Procuring cause is the legal doctrine that entitles a broker to a commission if they were the "procuring cause" of a transaction — even if the deal was ultimately signed without their direct involvement. A broker who introduced you to a building, showed you the space, and then was cut out of the deal before signing may have a procuring cause claim. To avoid disputes: (1) use a single broker per market; (2) disclose all prior contacts when signing a rep agreement; (3) include a clear identification of all brokers in both the LOI and the final lease.
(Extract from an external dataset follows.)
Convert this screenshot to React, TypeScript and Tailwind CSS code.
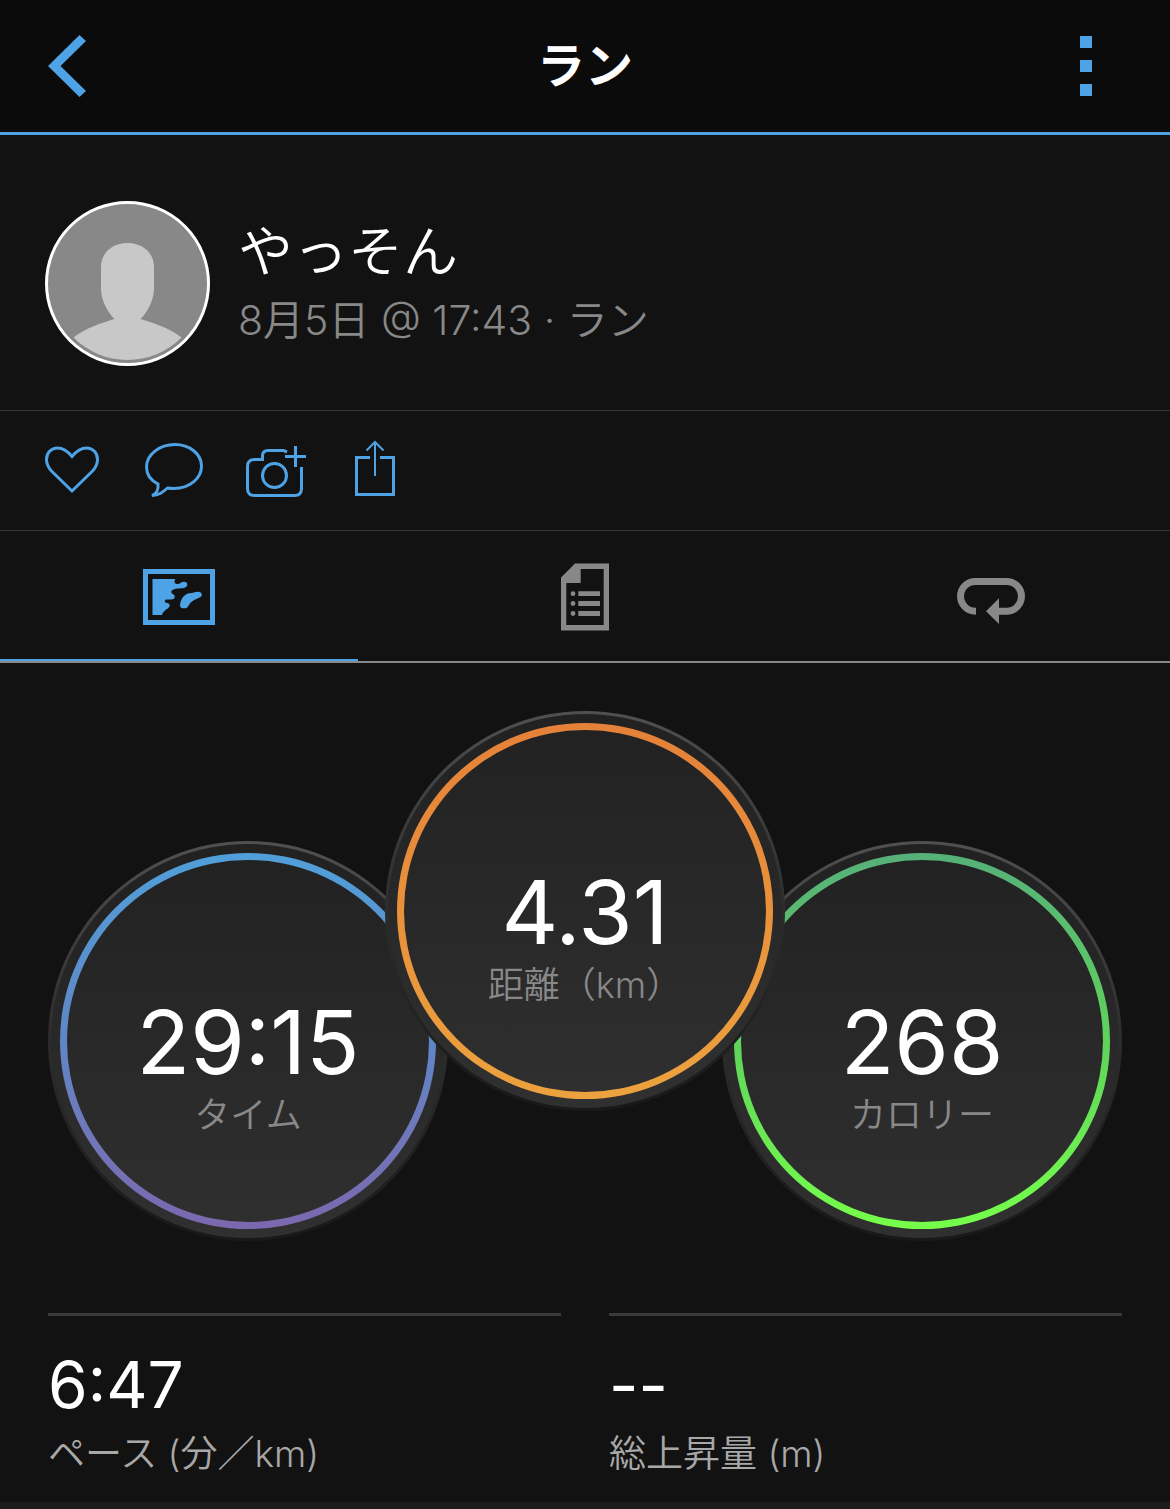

The split is typically predetermined in the listing agreement — the landlord's broker advertises a "co-op commission" to cooperating (tenant rep) brokers in CoStar and other listing platforms. The standard is 50/50, but it can be any split. In hot markets, landlords sometimes reduce co-op commissions to 30% or less, which can disincentivize tenant rep brokers from showing the building. Tenant reps who encounter low co-op listings will sometimes ask tenants to make up the difference.
For very small spaces — a single office in a co-working building, a small retail kiosk, or a short-term flex space — the commission economics often don't justify a traditional broker engagement. In these cases, going direct to the landlord, negotiating your own terms, and having a real estate attorney review the lease is often more efficient. Tenant rep brokers typically focus on transactions with at least $50,000–$100,000 in total lease value where their commission is meaningful enough to justify the time investment.
Your rep agreement is with the brokerage firm, not the individual broker. If your broker leaves, the firm typically assigns another broker to your account. If the firm merges, the successor firm inherits the agreement. Neither situation is ideal — continuity matters in complex lease negotiations. Before signing a rep agreement, confirm the broker won't be reassigned without your consent, and include a provision allowing you to terminate if your assigned broker leaves and you can't agree on a replacement.